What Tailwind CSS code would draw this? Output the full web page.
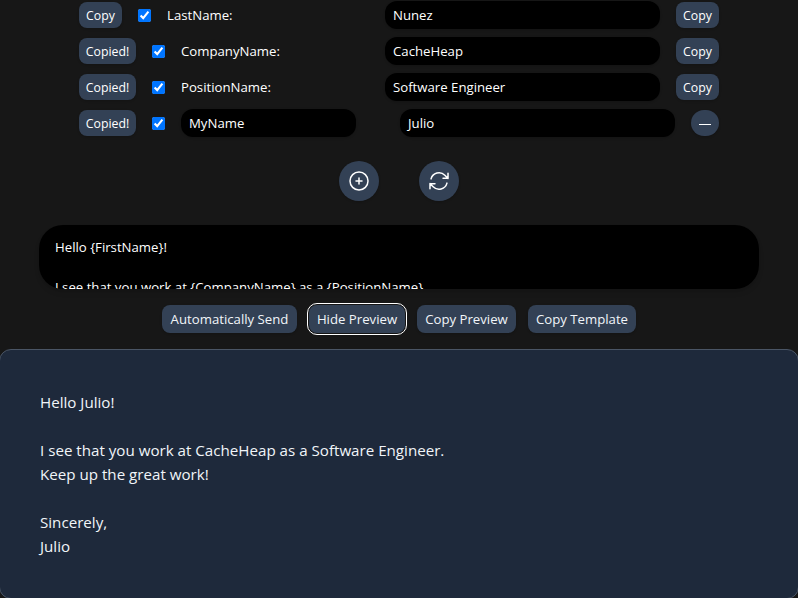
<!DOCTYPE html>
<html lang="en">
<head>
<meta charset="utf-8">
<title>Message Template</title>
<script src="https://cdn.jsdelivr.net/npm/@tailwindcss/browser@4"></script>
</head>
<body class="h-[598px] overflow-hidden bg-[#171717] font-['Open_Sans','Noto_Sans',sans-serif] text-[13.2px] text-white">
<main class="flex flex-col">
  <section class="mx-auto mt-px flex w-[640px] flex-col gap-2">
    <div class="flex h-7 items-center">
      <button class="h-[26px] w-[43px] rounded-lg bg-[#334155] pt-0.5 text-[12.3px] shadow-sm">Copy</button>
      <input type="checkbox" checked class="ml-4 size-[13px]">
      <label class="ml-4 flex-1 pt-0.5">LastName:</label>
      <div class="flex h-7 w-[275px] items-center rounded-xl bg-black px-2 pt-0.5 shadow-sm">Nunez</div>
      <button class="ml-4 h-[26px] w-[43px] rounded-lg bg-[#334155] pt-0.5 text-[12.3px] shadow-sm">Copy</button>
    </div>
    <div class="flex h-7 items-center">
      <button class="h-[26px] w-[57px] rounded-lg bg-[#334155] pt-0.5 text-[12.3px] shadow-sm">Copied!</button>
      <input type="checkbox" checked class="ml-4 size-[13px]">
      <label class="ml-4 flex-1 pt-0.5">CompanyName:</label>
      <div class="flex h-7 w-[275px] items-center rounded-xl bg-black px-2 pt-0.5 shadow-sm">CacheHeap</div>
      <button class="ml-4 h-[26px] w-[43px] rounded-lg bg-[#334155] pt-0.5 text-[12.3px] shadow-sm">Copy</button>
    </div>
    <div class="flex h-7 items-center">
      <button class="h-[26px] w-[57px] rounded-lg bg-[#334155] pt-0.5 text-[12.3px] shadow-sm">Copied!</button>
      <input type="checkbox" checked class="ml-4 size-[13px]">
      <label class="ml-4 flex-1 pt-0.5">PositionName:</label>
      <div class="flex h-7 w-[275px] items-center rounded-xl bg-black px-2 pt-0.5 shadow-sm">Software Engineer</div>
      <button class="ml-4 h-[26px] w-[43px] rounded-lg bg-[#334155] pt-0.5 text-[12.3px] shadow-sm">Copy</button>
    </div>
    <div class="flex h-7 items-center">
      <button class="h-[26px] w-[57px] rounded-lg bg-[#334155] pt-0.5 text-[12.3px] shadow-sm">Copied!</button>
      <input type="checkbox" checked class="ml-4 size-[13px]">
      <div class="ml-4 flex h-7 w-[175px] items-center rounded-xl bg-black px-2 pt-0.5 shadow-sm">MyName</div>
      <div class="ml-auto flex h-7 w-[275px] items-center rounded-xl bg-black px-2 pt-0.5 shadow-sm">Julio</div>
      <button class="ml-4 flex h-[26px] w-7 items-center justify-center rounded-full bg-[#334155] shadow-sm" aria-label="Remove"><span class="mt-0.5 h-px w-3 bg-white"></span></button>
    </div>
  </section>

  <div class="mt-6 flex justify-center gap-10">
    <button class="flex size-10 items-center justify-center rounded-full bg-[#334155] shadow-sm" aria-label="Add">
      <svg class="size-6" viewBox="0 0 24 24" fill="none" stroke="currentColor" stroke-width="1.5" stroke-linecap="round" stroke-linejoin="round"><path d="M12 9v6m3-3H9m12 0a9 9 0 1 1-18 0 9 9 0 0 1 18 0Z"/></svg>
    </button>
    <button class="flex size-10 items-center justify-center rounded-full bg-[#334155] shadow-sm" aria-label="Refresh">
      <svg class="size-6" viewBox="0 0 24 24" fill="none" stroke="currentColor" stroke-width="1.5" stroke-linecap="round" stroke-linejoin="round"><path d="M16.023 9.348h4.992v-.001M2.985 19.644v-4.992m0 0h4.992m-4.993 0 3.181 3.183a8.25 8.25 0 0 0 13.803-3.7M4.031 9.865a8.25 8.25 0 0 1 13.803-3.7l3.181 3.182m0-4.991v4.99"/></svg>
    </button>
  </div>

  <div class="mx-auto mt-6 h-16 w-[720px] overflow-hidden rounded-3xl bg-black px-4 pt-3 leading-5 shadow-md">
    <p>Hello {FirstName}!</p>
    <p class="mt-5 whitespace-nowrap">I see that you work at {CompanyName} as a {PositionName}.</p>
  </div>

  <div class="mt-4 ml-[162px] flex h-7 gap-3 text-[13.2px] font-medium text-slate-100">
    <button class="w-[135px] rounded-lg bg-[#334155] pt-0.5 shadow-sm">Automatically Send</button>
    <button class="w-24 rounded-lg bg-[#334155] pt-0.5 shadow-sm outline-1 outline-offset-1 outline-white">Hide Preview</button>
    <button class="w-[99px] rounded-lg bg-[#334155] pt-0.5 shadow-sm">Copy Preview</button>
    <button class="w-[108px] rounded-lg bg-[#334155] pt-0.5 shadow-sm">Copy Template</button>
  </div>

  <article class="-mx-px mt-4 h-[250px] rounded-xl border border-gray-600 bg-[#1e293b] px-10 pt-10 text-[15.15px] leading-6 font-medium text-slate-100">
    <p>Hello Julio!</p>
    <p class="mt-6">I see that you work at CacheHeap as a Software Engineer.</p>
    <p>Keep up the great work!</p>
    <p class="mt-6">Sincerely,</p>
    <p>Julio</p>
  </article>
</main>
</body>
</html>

_Goal_
Pull out each line of the listing that holds the string "full".

_Correct result_
What Tailwind CSS code would draw this? Output the full web page.
      <button class="ml-4 flex h-[26px] w-7 items-center justify-center rounded-full bg-[#334155] shadow-sm" aria-label="Remove"><span class="mt-0.5 h-px w-3 bg-white"></span></button>
    <button class="flex size-10 items-center justify-center rounded-full bg-[#334155] shadow-sm" aria-label="Add">
    <button class="flex size-10 items-center justify-center rounded-full bg-[#334155] shadow-sm" aria-label="Refresh">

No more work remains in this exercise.